Generating Audio with Gemini Text-to-Speech
Both simple single-call generation and pipeline-grade parallel generation are valid.
Models
- default/high-quality:
gemini-2.5-pro-preview-tts - throughput-oriented option:
gemini-2.5-flash-preview-tts
Approach A: Basic Single-call TTS
const response = await genAI.models.generateContent({
model: 'gemini-2.5-pro-preview-tts',
contents: text,
config: {
responseModalities: ['AUDIO'],
speechConfig: {
voiceConfig: { prebuiltVoiceConfig: { voiceName: 'Leda' } }
},
},
});
Example voices often used: Aoede, Charon, Fenrir, Kore, Leda, Puck.
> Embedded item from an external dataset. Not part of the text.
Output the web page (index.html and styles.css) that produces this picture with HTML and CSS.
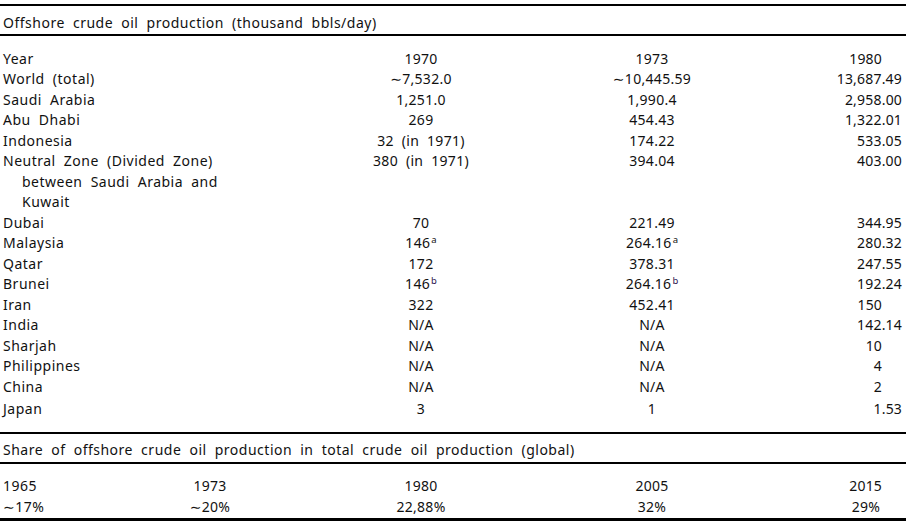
FILE: index.html
```html
<!DOCTYPE html>
<html>
<head>
<meta charset="utf-8">
<link rel="stylesheet" href="styles.css">
</head>
<body>
<div class="sheet">
  <table class="prod">
    <colgroup>
      <col class="c1"><col class="c2"><col class="c3"><col class="c4">
    </colgroup>
    <thead>
      <tr class="title-row"><th colspan="4">Offshore crude oil production (thousand bbls/day)</th></tr>
    </thead>
    <tbody>
      <tr class="first"><td>Year</td><td class="ctr">1970</td><td class="ctr">1973</td><td class="rt int">1980</td></tr>
      <tr><td>World (total)</td><td class="ctr">∼7,532.0</td><td class="ctr">∼10,445.59</td><td class="rt">13,687.49</td></tr>
      <tr><td>Saudi Arabia</td><td class="ctr">1,251.0</td><td class="ctr">1,990.4</td><td class="rt">2,958.00</td></tr>
      <tr><td>Abu Dhabi</td><td class="ctr">269</td><td class="ctr">454.43</td><td class="rt">1,322.01</td></tr>
      <tr><td>Indonesia</td><td class="ctr">32 (in 1971)</td><td class="ctr">174.22</td><td class="rt">533.05</td></tr>
      <tr><td class="hang">Neutral Zone (Divided Zone) between Saudi Arabia and Kuwait</td><td class="ctr">380 (in 1971)</td><td class="ctr">394.04</td><td class="rt">403.00</td></tr>
      <tr><td>Dubai</td><td class="ctr">70</td><td class="ctr">221.49</td><td class="rt">344.95</td></tr>
      <tr><td>Malaysia</td><td class="ctr">146<sup class="fn">a</sup></td><td class="ctr">264.16<sup class="fn">a</sup></td><td class="rt">280.32</td></tr>
      <tr><td>Qatar</td><td class="ctr">172</td><td class="ctr">378.31</td><td class="rt">247.55</td></tr>
      <tr><td>Brunei</td><td class="ctr">146<sup class="fn fn-b">b</sup></td><td class="ctr">264.16<sup class="fn fn-b">b</sup></td><td class="rt">192.24</td></tr>
      <tr><td>Iran</td><td class="ctr">322</td><td class="ctr">452.41</td><td class="rt int">150</td></tr>
      <tr><td>India</td><td class="ctr">N/A</td><td class="ctr">N/A</td><td class="rt">142.14</td></tr>
      <tr><td>Sharjah</td><td class="ctr">N/A</td><td class="ctr">N/A</td><td class="rt int">10</td></tr>
      <tr><td>Philippines</td><td class="ctr">N/A</td><td class="ctr">N/A</td><td class="rt int">4</td></tr>
      <tr><td>China</td><td class="ctr">N/A</td><td class="ctr">N/A</td><td class="rt int">2</td></tr>
      <tr class="last"><td>Japan</td><td class="ctr">3</td><td class="ctr">1</td><td class="rt">1.53</td></tr>
    </tbody>
  </table>
  <table class="share">
    <colgroup>
      <col class="s1"><col class="s2"><col class="s3"><col class="s4"><col class="s5">
    </colgroup>
    <thead>
      <tr class="title-row"><th colspan="5">Share of offshore crude oil production in total crude oil production (global)</th></tr>
    </thead>
    <tbody>
      <tr class="first"><td>1965</td><td class="ctr">1973</td><td class="ctr">1980</td><td class="ctr">2005</td><td class="rt int">2015</td></tr>
      <tr class="last"><td>∼17%</td><td class="ctr">∼20%</td><td class="ctr">22,88%</td><td class="ctr">32%</td><td class="rt int2">29%</td></tr>
    </tbody>
  </table>
</div>
</body>
</html>
```
FILE: styles.css
```css
html, body {
  margin: 0;
  padding: 0;
  background: #ffffff;
}
body {
  font-family: "Noto Sans", "Open Sans", "DejaVu Sans", sans-serif;
  font-size: 14px;
  color: #111111;
}
.sheet {
  width: 906px;
  padding-top: 4px;
}
table {
  width: 906px;
  table-layout: fixed;
  border-collapse: collapse;
}
td, th {
  padding: 0 3px;
  line-height: 20.5px;
  vertical-align: top;
  font-weight: normal;
  text-align: left;
  white-space: nowrap;
  letter-spacing: 0.5px;
  word-spacing: 4px;
}
.prod .c1 { width: 240px; }
.prod .c2 { width: 362px; }
.prod .c3 { width: 100px; }
.prod .c4 { width: 204px; }

.share .s1 { width: 120px; }
.share .s2 { width: 180px; }
.share .s3 { width: 242px; }
.share .s4 { width: 220px; }
.share .s5 { width: 144px; }

.title-row th {
  border-top: 2px solid #000;
  border-bottom: 2px solid #000;
  padding-top: 7px;
  padding-bottom: 0;
}
.share .title-row th {
  padding-top: 6px;
  padding-bottom: 2px;
}
.first td { padding-top: 13px; }
.prod .last td { padding-top: 2px; padding-bottom: 12px; }
.share .last td {
  padding-bottom: 1px;
  border-bottom: 3px solid #000;
}
.share .first td { padding-top: 12px; }

.ctr { text-align: center; letter-spacing: 0.3px; }
.rt { text-align: right; padding-right: 4px; letter-spacing: 0.2px; }
.rt.int { padding-right: 24px; }
.rt.int2 { padding-right: 26px; }

.hang {
  white-space: normal;
  padding-left: 22px;
  text-indent: -19px;
  padding-right: 4px;
}
.fn {
  font-size: 9.5px;
  line-height: 0;
  vertical-align: 5px;
  margin-left: 1px;
  letter-spacing: 0;
}
.fn-b { color: #2e1450; }
```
Approach B: Pipeline Per-slide TTS
- Generate one audio file per slide.
- Keep voice consistent across video.
- Modulate style via
audioProfileanddirectorNotes. - Run with concurrency limits by model rate profile.
Extract and Convert Audio
Gemini returns base64 PCM (24kHz mono 16-bit). Convert to WAV for downstream compatibility.
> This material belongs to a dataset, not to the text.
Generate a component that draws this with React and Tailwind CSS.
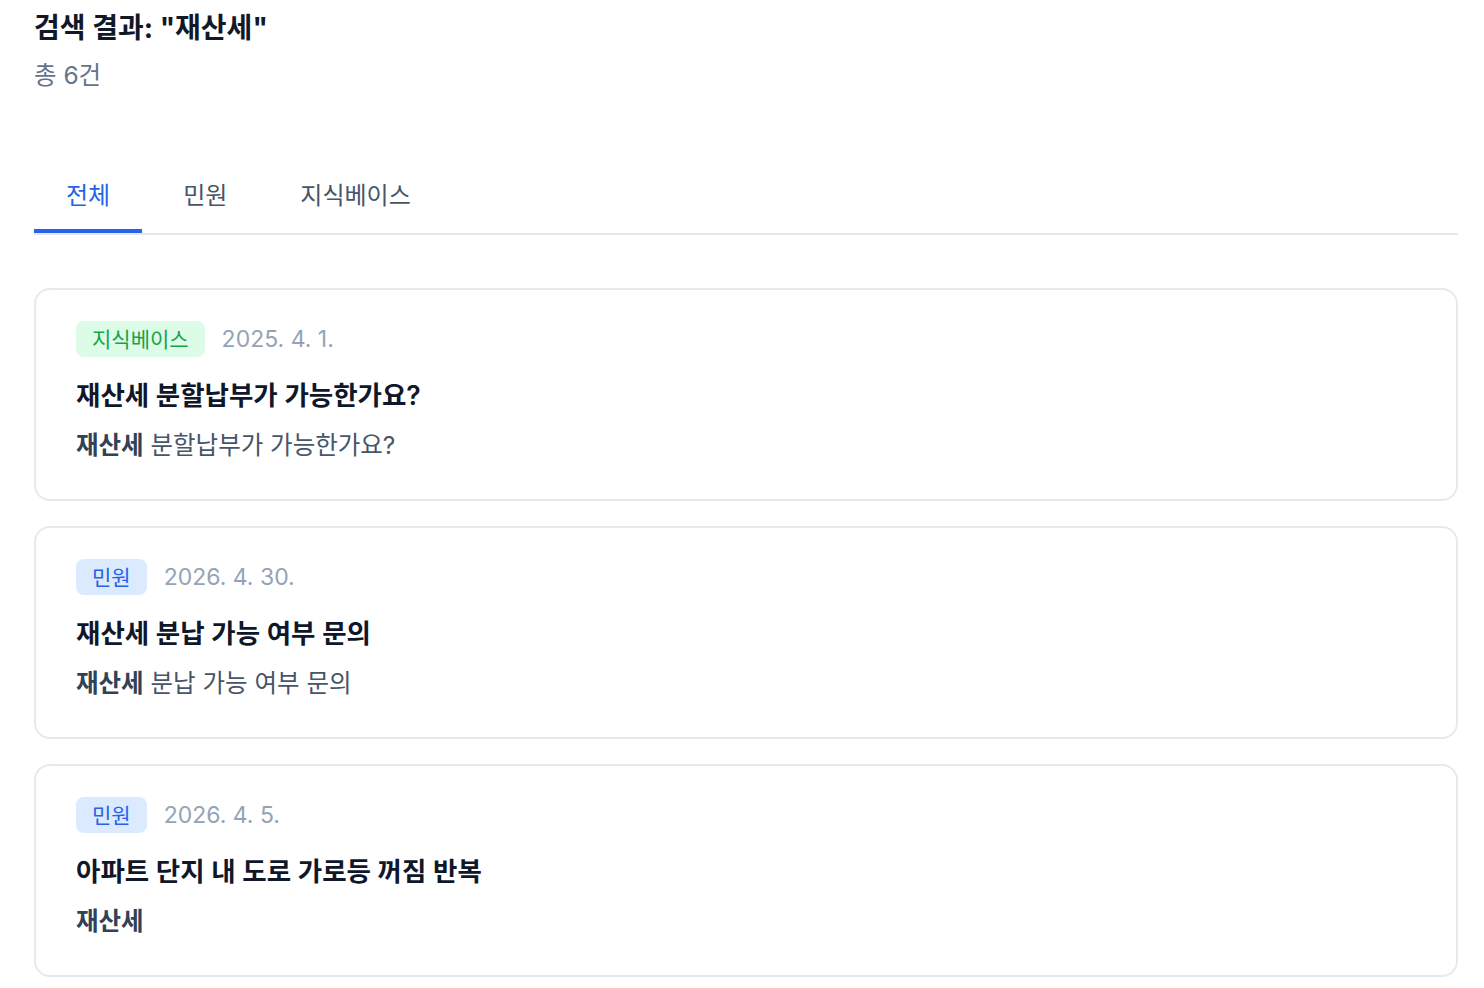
import React from "react";

const items = [
  { type: "kb", date: "2025. 4. 1.", title: "재산세 분할납부가 가능한가요?", rest: " 분할납부가 가능한가요?" },
  { type: "mw", date: "2026. 4. 30.", title: "재산세 분납 가능 여부 문의", rest: " 분납 가능 여부 문의" },
  { type: "mw", date: "2026. 4. 5.", title: "아파트 단지 내 도로 가로등 꺼짐 반복", rest: "" },
];

function Badge({ type }) {
  if (type === "kb") {
    return (
      <span className="h-[36px] px-[16px] flex items-center rounded-[8px] bg-[#dcfce7] text-[#16a34a] text-[21px] leading-none">
        지식베이스
      </span>
    );
  }
  return (
    <span className="h-[36px] px-[16px] flex items-center rounded-[8px] bg-[#dbeafe] text-[#2563eb] text-[21px] leading-none">
      민원
    </span>
  );
}

export default function App() {
  return (
    <div
      className="min-h-screen bg-white pl-[34px] pr-[26px] pt-[10px]"
      style={{ fontFamily: 'Inter, "Noto Sans CJK KR", sans-serif' }}
    >
      <h1 className="text-[28px] leading-[36px] font-bold text-[#111827]">검색 결과: "재산세"</h1>
      <p className="mt-[13px] text-[24.5px] leading-[32px] text-[#64748b]">총 6건</p>

      <div className="mt-[73px] flex gap-[9px] border-b-2 border-[#e5e7eb]">
        <button className="px-[32px] pt-[16px] pb-[17px] border-b-4 border-[#2563eb] text-[24px] leading-[32px] text-[#2563eb]">
          전체
        </button>
        <button className="px-[32px] pt-[16px] pb-[17px] border-b-4 border-transparent text-[24px] leading-[32px] text-[#475569]">
          민원
        </button>
        <button className="px-[32px] pt-[16px] pb-[17px] border-b-4 border-transparent text-[24px] leading-[32px] text-[#475569]">
          지식베이스
        </button>
      </div>

      <div className="mt-[53px] flex flex-col gap-[25px]">
        {items.map((it, i) => (
          <div key={i} className="border-2 border-[#e5e9f0] rounded-[16px] pl-[40px] pr-[40px] pt-[31px] pb-[38px]">
            <div className="flex items-center gap-[17px]">
              <Badge type={it.type} />
              <span className="text-[23px] leading-[36px] text-[#94a3b8]">{it.date}</span>
            </div>
            <div className="mt-[20px] text-[26.5px] leading-[36px] font-semibold text-[#0f172a]">{it.title}</div>
            <div className="mt-[16px] text-[24.5px] leading-[32px] text-[#475569]">
              <span className="font-bold text-[#334155]">재산세</span>
              {it.rest}
            </div>
          </div>
        ))}
      </div>
    </div>
  );
}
const parts = response.response.candidates?.[0]?.content?.parts;
const audioPart = parts?.find((part: any) => part.inlineData?.data);
const pcmBytes = Buffer.from(audioPart.inlineData.data, 'base64');
Cost and Logging
- Parse token usage from
usageMetadata. - Log per-slide costs where applicable.
Which Approach to Choose
- Use single-call for simple tools.
- Use per-slide pipeline for multi-slide video generation workflows.